Wonder Woman Vol 2 #197, December 2003
Before Greg Rucka pulled Batwoman out of the closet and wrote one of the greatest queer arcs in comic books history by making Rene Montoya gay, he let the world know Wonder Woman was tired of everyone’s damn heteronormativity.
Wonder Woman #2, September 2016
Rucka’s return! In the lead up to Steve Trevor and Diana Prince meeting each other in the The New 52, we see their lives interspersed. Steve is a soldier who’s happy to be his best friend’s best man at his wedding because Steve Trevor loves love. Diana is training with all women all the time on Paradise Island and sleeping with too many for her friends to keep count. Sofia, Meghara, Evrayle. “I get lucky a lot,” is a thing she says before skinny dipping in a pond and driving all the other sunbathing women mad with lust.
Justice League Task Force Vol 1 #8, January 1994
This page from Peter David’s Justice League run was scandalous at the time it was released. 1994 was the year the Moral Majority decided to go all in on scapegoating gay people in tandem with the Republican Party, two entire years before Ellen came out. Kerry Weaver from ER and Carol and Susan from Friends were the only gay women on TV. It was a big deal. Also a big deal: The way she sips her wine when she says, “We don’t call it ‘Paradise Island’ for nothing.”
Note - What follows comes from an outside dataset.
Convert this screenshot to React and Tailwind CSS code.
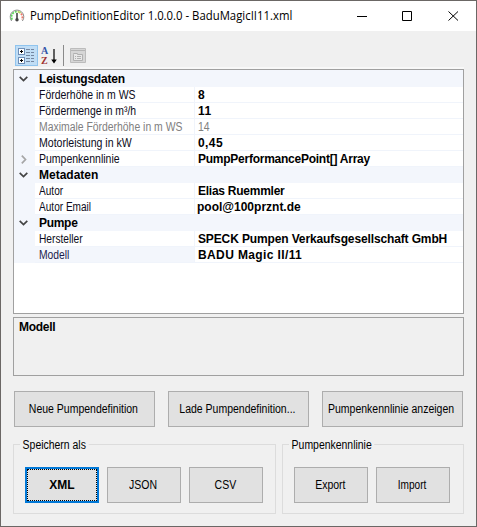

Wonder Woman #32, June 1948
In the Golden Age, Wonder Woman was constantly telling women not to marry men or be beholden to them in any way. And she was constantly turning down Steve Trevor’s marriage proposals. It was (and remains!) revolutionary that Steve was a gender-flipped damsel in distress, constantly pining after Wonder Woman and begging her to be his wife. At one point she tells him she’ll marry him “when evil and injustice vanish from the earth.” So, you know, never.